Fake Login pages on Google Translate used to carry out phishing attacks

Hackers used Google Translate’s branding to hide its URL as an attempt to manipulate web users. Users were tricked into clicking on their fraudulent websites after receiving phishing emails. They were then sent to a Facebook link where hackers stole more of their credentials.

The email subject was a notification to users stating that their Google account was accessed from a new device. A button in the email directed users to what they would interpret as a newly generated Google Translate page. The phishing page link, however, was in the email directly instead of the link to the fraudulent site. So when users clicked anything in the email they were directed to the Google Translate portal page.

Hackers steal users’ credentials

Source: blogs.akamai.com

Viewing this email from a mobile device was harder for users to detect its fraudulency as a user was unable to hover over the screen. In addition, being condensed, it was harder to see the errors. The desktops, however, allowed users to see the imperfections. One was where the Google Translate toolbar was at the top of the phishing page. Hovering over the email revealed further the illegitimacy of the email as it read facebook_secur@hotmail.com.
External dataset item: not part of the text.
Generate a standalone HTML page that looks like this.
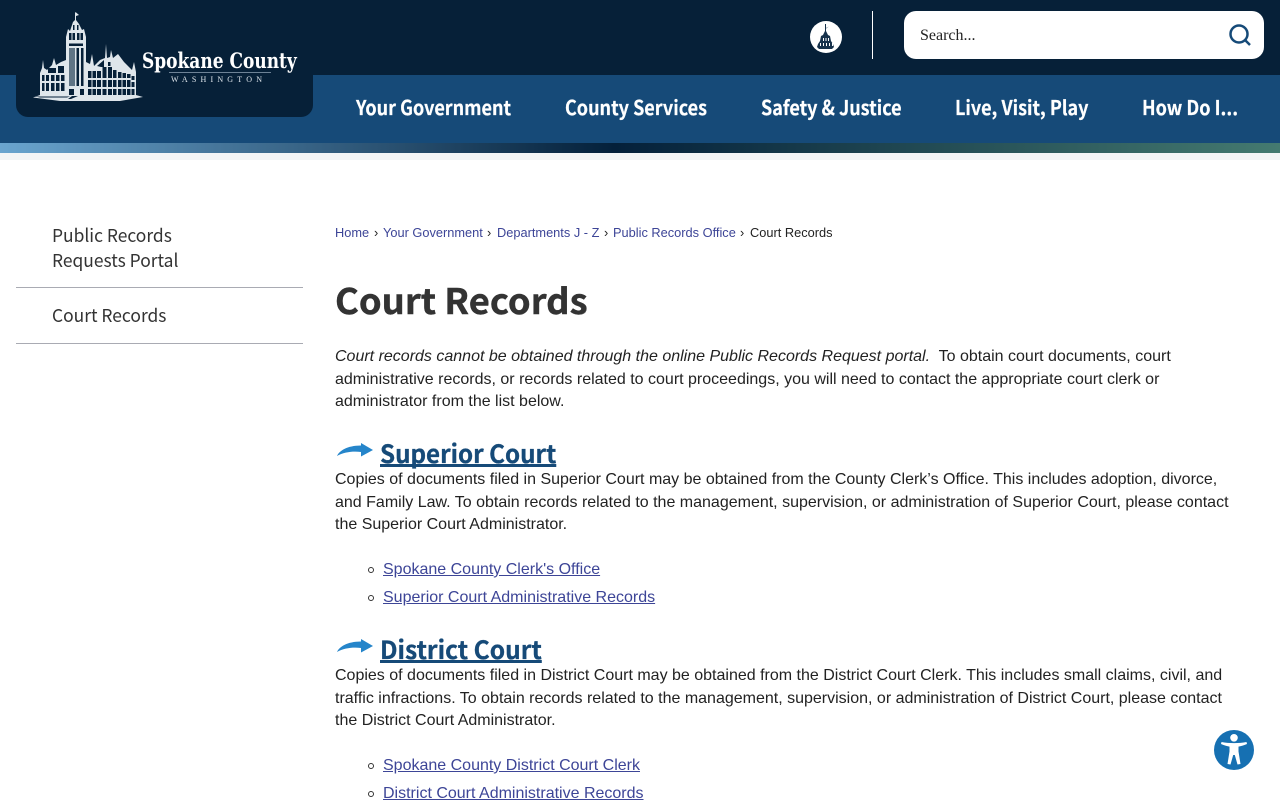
<!DOCTYPE html>
<html lang="en"><head><meta charset="utf-8"><title>Court Records</title>
<style>
*{box-sizing:border-box}
html,body{margin:0;padding:0;width:1280px;height:800px;overflow:hidden;background:#fff}
body{position:relative;font-family:"Liberation Sans",Arial,sans-serif;color:#222}
.a{position:absolute;white-space:nowrap}
a{color:#3d4597}
.nav{top:94px;font:700 20px/25px "Noto Sans CJK JP","Liberation Sans",sans-serif;color:#fff;transform-origin:0 50%;transform:scaleX(.9);-webkit-text-stroke:.2px #fff}
.side{left:52px;font:400 18px/25px "Noto Sans CJK JP","Liberation Sans",sans-serif;color:#333;transform-origin:0 50%;transform:scaleX(.967)}
.t{left:335px;font-size:16px;line-height:22px;color:#222}
.bc{top:225px;font-size:12.8px;line-height:15px}
.bc a{text-decoration:none}
.h2{left:380px;font:700 25px/32px "Noto Sans CJK JP","Liberation Sans",sans-serif;color:#164a78;text-decoration:underline;text-decoration-thickness:2.5px;text-underline-offset:1px;text-decoration-skip-ink:none;transform-origin:0 50%;-webkit-text-stroke:.3px #164a78}
.li{left:383px;font-size:16px;line-height:20px}
.dot{position:absolute;left:368px;width:6px;height:6px;border:1px solid #333;border-radius:50%}
</style></head><body>
<div class="a" style="left:0;top:0;width:1280px;height:75px;background:#062038"></div>
<div class="a" style="left:0;top:75px;width:1280px;height:68px;background:#164a78"></div>
<div class="a" style="left:0;top:143px;width:1280px;height:10px;background:linear-gradient(90deg,#6aa5cf 0%,#04203a 48%,#447a70 100%)"></div>
<div class="a" style="left:0;top:153px;width:1280px;height:7px;background:#f3f5f6"></div>
<div class="a" style="left:16px;top:60px;width:297px;height:57px;background:#062038;border-radius:0 0 12px 12px"></div>

<svg class="a" style="left:30px;top:8px" width="120" height="96" viewBox="30 8 120 96">
<path fill="#dfe6eb" d="M33 97.500 L40 95 V73 L42 68 L43 60 L44 68 L47 70 L52 65 L54 58 L56 65 L61 62 L66 60 V37 L68 29 L70 31 L73 22 L75 20 V13 L75.500 12 L79 15 L76 16 V20 L79 24 L82 30 L84 29 L86 37 V62 L90 64 L92 54 L94 66 L100 60 L105 58 L106 44 L107 58 L110 57 L111 50 L113 58 L118 54 L124 62 L132 70 L134 62 L136 72 V95 L143 97 L120 101 H60 Z"/>
<g fill="#062038">
<path d="M69 43.500h14v2.500H69zM69 33h2.500v7H69zM72.500 33h2.500v7h-2.500zM77 33h2.500v7H77zM80.500 33h2.500v7h-2.500zM73 25h1.500v5H73zM77 25h1.500v5H77z"/>
<path d="M69 48h6v38h-6z" fill="#5f7485"/><path d="M76.500 48h2.500v38h-2.500zM81 48h2.500v38H81z"/>
<path d="M42 75h2.500v6H42zM46 75h3v6h-3zM51 75h3.500v6H51zM56 75h3.500v6H56zM61 75h3.500v6H61zM42 83h2.500v8H42zM46 83h3v8h-3zM51 83h3.500v8H51zM56 83h3.500v8H56zM61 83h3.500v8H61zM48 68h8v5h-8zM58 66h6v7h-6z"/>
<path d="M88 71h3.500v7H88zM92.500 71h3.500v7h-3.500zM97 71h4v7h-4zM102.500 67h4v11h-4zM108 67h4v11h-4zM113 70h3.500v8H113zM118 72h3.500v6H118zM122.500 73h3.500v5h-3.500zM127 74h3.500v4H127zM131.500 76h3v4h-3z"/>
<path d="M88 80h3.500v7H88zM92.500 80h3.500v7h-3.500zM97 80h4v7h-4zM102.500 80h4v7h-4zM108 80h4v7h-4zM113 80h3.500v7H113zM118 80h3.500v7H118zM122.500 80h3.500v7h-3.500zM127 80h3.500v7H127zM131.500 82h3v5h-3z"/>
<path d="M88 89h3.500v6H88zM92.500 89h3.500v6h-3.500zM97 89h4v6h-4zM102.500 89h4v6h-4zM108 89h4v6h-4zM113 89h3.500v6H113zM118 89h3.500v6H118zM122.500 89h3.500v6h-3.500zM127 89h3.500v6H127zM131.500 89h3v6h-3z"/>
<path d="M97 66l7-6v7h-3zM108 62h2.500v4H108zM69 89h5v6h-5zM80 89h4v6h-4z"/>
<path d="M35 96.500h35l-3 1H40zM78 96h-6l-4 3h3z"/>
</g></svg>
<div class="a" style="left:142px;top:49px;font:700 21px/24px 'DejaVu Serif','Liberation Serif',serif;color:#fff;transform-origin:0 50%;transform:scaleX(.81)">Spokane County</div>
<div class="a" style="left:169px;top:72px;width:102px;height:1px;background:#6d8296"></div>
<div class="a" style="left:171px;top:75px;font:400 8px/10px 'Liberation Serif',serif;letter-spacing:4.2px;color:#dfe6ec">WASHINGTON</div>

<div class="a nav" style="left:356px">Your Government</div>
<div class="a nav" style="left:565px">County Services</div>
<div class="a nav" style="left:761px">Safety &amp; Justice</div>
<div class="a nav" style="left:955px">Live, Visit, Play</div>
<div class="a nav" style="left:1142px">How Do I...</div>

<svg class="a" style="left:810px;top:21px" width="32" height="32" viewBox="0 0 32 32"><circle cx="16" cy="16" r="16" fill="#fff"/><path fill="#17324c" d="M15 3h1v4l3-1.500-3 2V10l2 4 2 1 1 5 2 3 1 3-2 2H9l-2-2 1-3 2-3 1-5 2-1 2-4z"/><path fill="#fff" d="M13 17h1v3h-1zM15.500 17h1v3h-1zM18 17h1v3h-1zM10 22h1v3h-1zM13 22h1v3h-1zM16 22h1v3h-1zM19 22h1v3h-1zM22 22h1v3h-1z"/></svg>
<div class="a" style="left:872px;top:11px;width:1px;height:48px;background:#fff"></div>
<div class="a" style="left:904px;top:11px;width:360px;height:48px;background:#fff;border-radius:12px"></div>
<div class="a" style="left:920px;top:26px;font:16px/20px 'Liberation Serif',serif;color:#222">Search...</div>
<svg class="a" style="left:1228px;top:23px" width="24" height="24" viewBox="0 0 24 24" fill="none" stroke="#164a78" stroke-width="2.500"><circle cx="11" cy="11" r="8.500"/><path d="M17 17l5 5"/></svg>

<div class="a side" style="top:223px">Public Records</div>
<div class="a side" style="top:248px">Requests Portal</div>
<div class="a" style="left:16px;top:287px;width:287px;height:1px;background:#a9abb3"></div>
<div class="a side" style="top:303px">Court Records</div>
<div class="a" style="left:16px;top:343px;width:287px;height:1px;background:#a9abb3"></div>

<div class="a bc" style="left:335px"><a href="#">Home</a></div><div class="a bc" style="left:374px">›</div>
<div class="a bc" style="left:383px"><a href="#">Your Government</a></div><div class="a bc" style="left:487px">›</div>
<div class="a bc" style="left:497px"><a href="#">Departments J - Z</a></div><div class="a bc" style="left:604px">›</div>
<div class="a bc" style="left:613px"><a href="#">Public Records Office</a></div><div class="a bc" style="left:740px">›</div>
<div class="a bc" style="left:750px;color:#222">Court Records</div>

<div class="a" style="left:335px;top:277px;font:700 35px/46px 'Noto Sans CJK JP','Liberation Sans',sans-serif;color:#333;transform-origin:0 50%;transform:scaleX(1.04);-webkit-text-stroke:.4px #333">Court Records</div>

<div class="a t" style="top:346px"><i>Court records cannot be obtained through the online Public Records Request portal.</i>&nbsp; To obtain court documents, court</div>
<div class="a t" style="top:369px">administrative records, or records related to court proceedings, you will need to contact the appropriate court clerk or</div>
<div class="a t" style="top:391px">administrator from the list below.</div>

<svg class="a" style="left:336px;top:441px" width="38" height="18" viewBox="0 0 38 18"><path fill="#2585ca" d="M1 15C3 10 11 4.500 25 4.500V2L37 9 25 15.500V11C17 10 8 11 1 15Z"/></svg>
<div class="a h2" style="top:437px;transform:scaleX(.967)">Superior Court</div>
<div class="a t" style="top:469px">Copies of documents filed in Superior Court may be obtained from the County Clerk’s Office. This includes adoption, divorce,</div>
<div class="a t" style="top:492px">and Family Law. To obtain records related to the management, supervision, or administration of Superior Court, please contact</div>
<div class="a t" style="top:514px">the Superior Court Administrator.</div>
<div class="dot" style="top:567px"></div><div class="a li" style="top:560px"><a href="#">Spokane County Clerk's Office</a></div>
<div class="dot" style="top:595px"></div><div class="a li" style="top:588px"><a href="#">Superior Court Administrative Records</a></div>

<svg class="a" style="left:336px;top:637px" width="38" height="18" viewBox="0 0 38 18"><path fill="#2585ca" d="M1 15C3 10 11 4.500 25 4.500V2L37 9 25 15.500V11C17 10 8 11 1 15Z"/></svg>
<div class="a h2" style="top:633px;transform:scaleX(.982)">District Court</div>
<div class="a t" style="top:665px">Copies of documents filed in District Court may be obtained from the District Court Clerk. This includes small claims, civil, and</div>
<div class="a t" style="top:688px">traffic infractions. To obtain records related to the management, supervision, or administration of District Court, please contact</div>
<div class="a t" style="top:710px">the District Court Administrator.</div>
<div class="dot" style="top:763px"></div><div class="a li" style="top:756px"><a href="#">Spokane County District Court Clerk</a></div>
<div class="dot" style="top:791px"></div><div class="a li" style="top:784px"><a href="#">District Court Administrative Records</a></div>

<svg class="a" style="left:1214px;top:730px" width="40" height="40" viewBox="0 0 40 40"><circle cx="20" cy="20" r="20" fill="#1670b2"/><circle cx="20" cy="7.800" r="3.800" fill="#fff"/><path fill="#fff" d="M7 14 7.500 12C15 13.500 25 13.500 32.500 12L33 14C29.500 15.500 26.500 16.200 24.500 16.600V21.500L26.500 34 23.500 34.500 20.800 25H19.200L16.500 34.500 13.500 34 15.500 21.500V16.600C13.500 16.200 10.500 15.500 7 14Z"/></svg>
</body></html>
When a user fell victim to the attack, by typing their username and password, the hacker collected this information and sent it to the attacker. Using this information the attacker went further by sending the same user to a duplicated Facebook. The hacker managed to do this via a script linking the sites together. This was yet another attempt for the hacker to steal more credentials. The Facebook and Google landing page used older versions of the login forms. Other credentials taken throughout the whole attack were Facebook credentials, the user’s IP address and browser type.

Below demonstrates the phishing method.

Source: blogs.akamai.com

The rise of Phishing attacks and how to prevent it

This form of social engineering is on the rise with the recent ENISA Trends report identifying this as one of the most common attacks of 2018. The number of attacks will continue to rise in 2019.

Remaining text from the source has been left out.